Existe o elemento de
delusão dentro de nós e existe o elemento de luminosidade dentro de nós. Devido
ao elemento de delusão, sofremos. Devido ao elemento de luminosidade, podemos
nos tornar um Buda. É assim que a dualidade entre o cérebro e a mente pode ser
resolvida. A realidade se expressa enquanto cérebro ou enquanto consciência. Não
é verdade dizer que o cérebro nasce da mente, ou que a mente é uma propriedade
emergente do cérebro – você não tem que fazer isto.
Você pode dizer que mente
e cérebro se manifestam a partir do solo da consciência armazenadora, e eles se
apóiam mutuamente em suas manifestações. Sem mente, cérebro não é possível; sem
cérebro, mente não consegue se manifestar. Tudo conta com tudo o mais para se
manifestar. Tal como a folha, como a flor – a flor tem que contar com elementos
que não são flor para se manifestar. O mesmo acontece com a mente. O mesmo
acontece com o cérebro.
A terceira concentração é
apranihita, ausência de objetivo. Sem preocupação, sem ansiedade estamos livres
para desfrutar cada momento de nossas vidas. Sem tentar, sem fazer grandes
esforços, apenas sendo. Que alegria! Isto parece contradizer o nosso modo normal
de operar. Estamos tentando tão duramente atingir a felicidade, lutar pela paz.
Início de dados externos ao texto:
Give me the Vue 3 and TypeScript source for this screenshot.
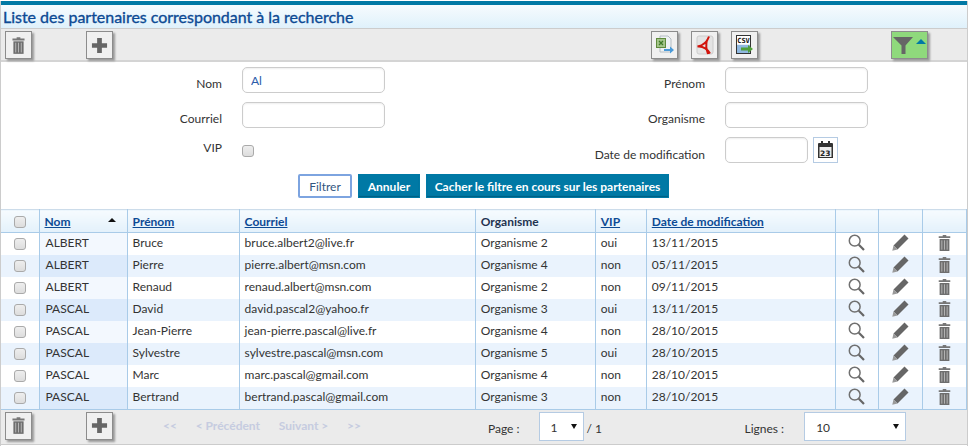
<template>
  <div class="page">
    <svg class="defs" aria-hidden="true">
      <symbol id="trash" viewBox="0 0 14 18">
        <path d="M5 0h4v1.500h4.500v2H.5v-2H5z" fill="#777" />
        <path d="M1.500 4.500h11V18h-11z" fill="#6e6e6e" />
        <path d="M4 6v10.500M7 6v10.500M10 6v10.500" stroke="#bbb" stroke-width="1" fill="none" />
      </symbol>
      <symbol id="plus" viewBox="0 0 18 18">
        <path d="M6.500 1h5v5.500H17v5h-5.500V17h-5v-5.500H1v-5h5.500z" fill="#666" />
      </symbol>
      <symbol id="loupe" viewBox="0 0 17 17">
        <circle cx="6.700" cy="6.700" r="5.400" fill="none" stroke="#707070" stroke-width="1.500" />
        <path d="M10.800 10.800l5.200 5.200" stroke="#666" stroke-width="2.200" fill="none" />
      </symbol>
      <symbol id="pencil" viewBox="0 0 17 17">
        <path d="M12.500.5l4 4L5.500 15.500l-4-4z" fill="#666" />
        <path d="M1.500 11.500l4 4L.3 16.700z" fill="#999" />
      </symbol>
    </svg>

    <h1 class="title">Liste des partenaires correspondant à la recherche</h1>

    <div class="toolbar">
      <button class="tool"><svg class="ico-trash"><use href="#trash" /></svg></button>
      <button class="tool tool-add"><svg class="ico-plus"><use href="#plus" /></svg></button>
      <div class="exports">
        <button class="tool">
          <svg width="20" height="20" viewBox="0 0 20 20">
            <path d="M5 1h8l3 3v13H5z" fill="#eef2f4" stroke="#b4bcc2" />
            <rect x="1.500" y="3.500" width="9" height="9" fill="#a4c58a" stroke="#5f8a3c" />
            <path d="M4 6l4 4M8 6l-4 4" stroke="#3f7a28" stroke-width="1.300" />
            <path d="M9 14h6v-2.500l4 3.500-4 3.500V16H9z" fill="#4a9ad8" />
          </svg>
        </button>
        <button class="tool">
          <svg width="20" height="20" viewBox="0 0 20 20">
            <rect x="2" y="1" width="16" height="18" rx="2" fill="#e4e4e4" stroke="#ccc" />
            <path d="M14 1.500C12.500 6 10 10 2.500 11.500c5-.5 9 1 12.500 7M12 5c-1.500 5-.5 10 1 14" fill="none" stroke="#d2140c" stroke-width="2" />
          </svg>
        </button>
        <button class="tool">
          <svg width="20" height="20" viewBox="0 0 20 20">
            <rect x="1.500" y=".5" width="14" height="18" fill="#e8eef6" stroke="#333" />
            <rect x="2" y="1" width="13" height="8" fill="#fff" />
            <text x="2.200" y="8" class="csv">CSV</text>
            <rect x="2" y="10" width="13" height="8" fill="#8fb8e0" />
            <path d="M6 12.500h7V10l5 4-5 4v-2.500H6z" fill="#4fa03a" />
          </svg>
        </button>
      </div>
      <button class="tool tool-filter">
        <svg width="20" height="19" viewBox="0 0 20 19"><path d="M0 1h20l-7.500 8.500V18H8.500V9.500z" fill="#666" /></svg>
        <span class="caret"></span>
      </button>
    </div>

    <form class="filters" @submit.prevent>
      <div class="fields">
        <label>Nom</label>
        <input class="field field-on" value="Al" />
        <label>Prénom</label>
        <input class="field" />
        <label>Courriel</label>
        <input class="field" />
        <label>Organisme</label>
        <input class="field" />
        <label class="lbl-vip">VIP</label>
        <div class="vip-cell"><span class="check"></span></div>
        <label class="lbl-date">Date de modification</label>
        <div class="date-cell">
          <input class="field field-date" />
          <span class="cal">
            <svg width="15" height="18" viewBox="0 0 15 18">
              <path d="M1 2h13a1 1 0 0 1 1 1v14H0V3a1 1 0 0 1 1-1z" fill="#333" />
              <path d="M3 0h2v3H3zM10 0h2v3h-2z" fill="#333" />
              <rect x="1.500" y="6" width="12" height="10" fill="#eee" />
              <text x="2" y="14.500" class="cal-day">23</text>
            </svg>
          </span>
        </div>
      </div>
      <div class="actions">
        <button class="btn btn-light">Filtrer</button>
        <button class="btn btn-cancel">Annuler</button>
        <button class="btn btn-hide">Cacher le filtre en cours sur les partenaires</button>
      </div>
    </form>

    <table class="grid">
      <colgroup>
        <col v-for="w in colWidths" :key="w.id" :style="{ width: w.px + 'px' }" />
      </colgroup>
      <thead>
        <tr>
          <th class="c"><span class="check"></span></th>
          <th class="th-sort"><a>Nom</a><i class="sort"></i></th>
          <th><a>Prénom</a></th>
          <th><a>Courriel</a></th>
          <th class="plain">Organisme</th>
          <th><a>VIP</a></th>
          <th><a>Date de modification</a></th>
          <th></th>
          <th></th>
          <th></th>
        </tr>
      </thead>
      <tbody>
        <tr v-for="p in partners" :key="p.mail">
          <td class="c"><span class="check"></span></td>
          <td class="sorted">{{ p.nom }}</td>
          <td>{{ p.prenom }}</td>
          <td>{{ p.mail }}</td>
          <td>{{ p.org }}</td>
          <td>{{ p.vip }}</td>
          <td>{{ p.date }}</td>
          <td class="c"><svg class="ico-row"><use href="#loupe" /></svg></td>
          <td class="c"><svg class="ico-row"><use href="#pencil" /></svg></td>
          <td class="c"><svg class="ico-bin"><use href="#trash" /></svg></td>
        </tr>
      </tbody>
    </table>

    <div class="footer">
      <button class="tool"><svg class="ico-trash"><use href="#trash" /></svg></button>
      <button class="tool tool-add"><svg class="ico-plus"><use href="#plus" /></svg></button>
      <nav class="pager">
        <span>&lt;&lt;</span>
        <span>&lt; Précédent</span>
        <span>Suivant &gt;</span>
        <span>&gt;&gt;</span>
      </nav>
      <span class="lbl-page">Page :</span>
      <span class="select sel-page">1<i></i></span>
      <span class="of">/ 1</span>
      <span class="lbl-lines">Lignes :</span>
      <span class="select sel-lines">10<i></i></span>
    </div>
  </div>
</template>

<script setup lang="ts">
  interface Partner {
    nom: string
    prenom: string
    mail: string
    org: string
    vip: string
    date: string
  }

  const colWidths = [38, 88, 112, 236, 120, 51, 189, 43, 44, 44].map((px, id) => ({ id, px }))

  const partners: Partner[] = [
    { nom: "ALBERT", prenom: "Bruce", mail: "bruce.albert2@live.fr", org: "Organisme 2", vip: "oui", date: "13/11/2015" },
    { nom: "ALBERT", prenom: "Pierre", mail: "pierre.albert@msn.com", org: "Organisme 4", vip: "non", date: "05/11/2015" },
    { nom: "ALBERT", prenom: "Renaud", mail: "renaud.albert@msn.com", org: "Organisme 2", vip: "non", date: "09/11/2015" },
    { nom: "PASCAL", prenom: "David", mail: "david.pascal2@yahoo.fr", org: "Organisme 3", vip: "oui", date: "13/11/2015" },
    { nom: "PASCAL", prenom: "Jean-Pierre", mail: "jean-pierre.pascal@live.fr", org: "Organisme 4", vip: "non", date: "28/10/2015" },
    { nom: "PASCAL", prenom: "Sylvestre", mail: "sylvestre.pascal@msn.com", org: "Organisme 5", vip: "oui", date: "28/10/2015" },
    { nom: "PASCAL", prenom: "Marc", mail: "marc.pascal@gmail.com", org: "Organisme 4", vip: "non", date: "28/10/2015" },
    { nom: "PASCAL", prenom: "Bertrand", mail: "bertrand.pascal@gmail.com", org: "Organisme 3", vip: "non", date: "28/10/2015" },
  ]
</script>

<style scoped>
  .page {
    box-sizing: border-box;
    width: 968px;
    height: 445px;
    margin-top: 1px;
    border-left: 1px solid #ccc;
    border-right: 1px solid #ccc;
    font-family: Lato, "Liberation Sans", sans-serif;
    font-size: 12px;
    color: #333;
    background: #fff;
  }

  .defs {
    display: none;
  }

  .title {
    box-sizing: border-box;
    height: 28px;
    margin: 0;
    padding: 2px 0 0 2px;
    border-top: 4px solid #0079a5;
    border-bottom: 1px solid #ccc;
    background: linear-gradient(#f6fbfe, #dff1fb);
    color: #0d4a94;
    font-size: 16px;
    font-weight: 400;
    line-height: 20px;
    letter-spacing: -0.02px;
    -webkit-text-stroke: 0.35px #0d4a94;
  }

  .toolbar {
    display: flex;
    height: 33px;
    box-sizing: border-box;
    padding: 2px 0 0 4px;
    background: #ebebeb;
    border-bottom: 2px solid #d4d4d4;
  }

  .tool {
    display: flex;
    align-items: center;
    justify-content: center;
    box-sizing: border-box;
    width: 27px;
    height: 28px;
    padding: 0;
    border: 1px solid #8c8c8c;
    background: #f0f0f0;
    box-shadow: 2px 2px 2px #999;
  }

  .tool-add {
    margin-left: 54px;
  }

  .ico-trash {
    width: 13px;
    height: 17px;
  }

  .ico-plus {
    width: 17px;
    height: 17px;
  }

  .exports {
    display: flex;
    gap: 13px;
    margin-left: 538px;
  }

  .csv {
    font-family: "DejaVu Sans Mono", monospace;
    font-size: 7px;
    font-weight: 700;
    fill: #111;
  }

  .tool-filter {
    gap: 3px;
    width: 37px;
    margin-left: 133px;
    background: #8fd97c;
  }

  .caret {
    width: 0;
    height: 0;
    margin-bottom: 8px;
    border-left: 5px solid transparent;
    border-right: 5px solid transparent;
    border-bottom: 5px solid #0079a5;
  }

  .filters {
    height: 147px;
    padding-top: 5px;
    box-sizing: border-box;
  }

  .fields {
    display: grid;
    grid-template-columns: 221px 143px 300px 143px;
    grid-auto-rows: 26px;
    column-gap: 20px;
    row-gap: 9px;
    align-items: center;
  }

  .fields label {
    text-align: right;
    line-height: 18px;
    padding-top: 7px;
  }

  .fields .lbl-vip {
    padding-top: 0;
    padding-bottom: 4px;
  }

  .fields .lbl-date {
    padding-top: 9px;
  }

  .field {
    box-sizing: border-box;
    width: 100%;
    height: 26px;
    padding: 0 8px;
    border: 1px solid #ccc;
    border-radius: 5px;
    background: #fff;
    box-shadow: inset 0 1px 2px #eee;
    font-family: inherit;
    font-size: 12px;
    color: #2a5caa;
    outline: none;
  }

  .field-date {
    width: 83px;
  }

  .date-cell {
    display: flex;
    gap: 5px;
  }

  .vip-cell {
    display: flex;
    padding-top: 2px;
  }

  .cal {
    display: flex;
    align-items: center;
    justify-content: center;
    box-sizing: border-box;
    width: 25px;
    height: 26px;
    border: 1px solid #b5cbe3;
  }

  .cal-day {
    font-family: "DejaVu Sans", sans-serif;
    font-size: 7.500px;
    font-weight: 700;
    fill: #222;
  }

  .actions {
    display: flex;
    gap: 6px;
    margin: 11px 0 0 297px;
  }

  .btn {
    box-sizing: border-box;
    height: 24px;
    padding: 0;
    border: 1px solid #0079a5;
    font-family: inherit;
    font-size: 12px;
    font-weight: 700;
    white-space: nowrap;
    color: #fff;
    background: #0079a5;
    box-shadow: inset 0 -1px 1px #005f82;
  }

  .btn-light {
    width: 54px;
    border: 2px solid #7da4e0;
    border-radius: 2px;
    background: #fff;
    box-shadow: none;
    color: #33567f;
    font-weight: 400;
  }

  .btn-cancel {
    width: 62px;
  }

  .btn-hide {
    width: 243px;
  }

  .grid {
    table-layout: fixed;
    border-collapse: collapse;
    width: 966px;
  }

  .grid th,
  .grid td {
    padding: 0 0 0 5px;
    border-right: 1px solid #a9cbe8;
    text-align: left;
    white-space: nowrap;
    overflow: hidden;
  }

  .grid th {
    position: relative;
    height: 22px;
    background: linear-gradient(#f6fbfe, #e3f1fb);
    border-top: 1px solid #ccdcea;
    border-bottom: 1px solid #a9cbe8;
    font-size: 12px;
    font-weight: 700;
    color: #333;
  }

  .grid th a {
    color: #0d4a94;
    text-decoration: underline;
  }

  .grid td {
    box-sizing: border-box;
    height: 22px;
    padding-bottom: 2px;
  }

  .grid tbody tr:nth-child(even) td {
    background: #eaf3fd;
  }

  .grid tbody tr td.sorted {
    padding-left: 6px;
    background: #f3f8fe;
  }

  .grid tbody tr:nth-child(even) td.sorted {
    background: #dceafb;
  }

  .grid .c {
    padding: 0 0 2px;
    text-align: center;
  }

  .grid th.c {
    padding: 0;
  }

  .grid th.plain {
    color: #1f3350;
  }

  .sort {
    position: absolute;
    top: 8px;
    right: 11px;
    width: 0;
    height: 0;
    border-left: 4px solid transparent;
    border-right: 4px solid transparent;
    border-bottom: 4px solid #111;
  }

  .check {
    display: inline-block;
    box-sizing: border-box;
    width: 12px;
    height: 12px;
    border: 1px solid #aaa;
    border-radius: 3px;
    background: linear-gradient(#eee, #ddd);
    vertical-align: middle;
  }

  .ico-row {
    width: 17px;
    height: 17px;
    vertical-align: middle;
  }

  .ico-bin {
    width: 13px;
    height: 16px;
    vertical-align: middle;
  }

  .footer {
    display: flex;
    align-items: flex-start;
    box-sizing: border-box;
    height: 36px;
    padding: 2px 0 0 4px;
    background: #ebebeb;
    border-top: 1px solid #a9cbe8;
    border-bottom: 1px solid #ccc;
  }

  .pager {
    display: flex;
    width: 198px;
    margin: 6px 0 0 50px;
    justify-content: space-between;
    color: #c6cce0;
    font-weight: 700;
    font-size: 12px;
  }

  .lbl-page {
    margin: 9px 0 0 127px;
  }

  .select {
    position: relative;
    box-sizing: border-box;
    height: 29px;
    padding: 7px 0 0 11px;
    border: 1px solid #b5cbe3;
    background: #fff;
    color: #333;
  }

  .select i {
    position: absolute;
    top: 11px;
    right: 6px;
    width: 0;
    height: 0;
    border-left: 3px solid transparent;
    border-right: 3px solid transparent;
    border-top: 5px solid #111;
  }

  .sel-page {
    width: 45px;
    margin-left: 19px;
  }

  .of {
    width: 158px;
    margin: 9px 0 0 3px;
  }

  .sel-lines {
    width: 102px;
    margin-left: 20px;
  }

  .lbl-lines {
    margin-top: 9px;
  }
</style>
Mas talvez nossos esforços, nossas lutas, nossos objetivos sejam o próprio
obstáculo da nossa conquista da felicidade, para que fomentemos a paz. Todos nós
tivemos a experiência de buscar uma resposta e então quando soltamos e relaxamos
a resposta surge, sem esforço. Isto é ausência de objetivo.
Desfrutamos nossa
respiração, bebemos chá, sorrimos conscientemente, caminhamos com a mente atenta
e os insights surgem e a compreensão naturalmente chega. Ausência de objetivo é
uma prática maravilhosa. É tão prazerosa, tão refrescante. Eu acredito que os
cientistas necessitam desta prática tanto quanto os meditadores, para abrir as
mentes cerradas deles, para abrir às possibilidades que estão além da imaginação
deles. Muitas descobertas científicas aconteceram no solo da ausência de
objetivos, porque quando você não está programado em seu destino tem mais chance
de chegar a um novo e inesperado insight.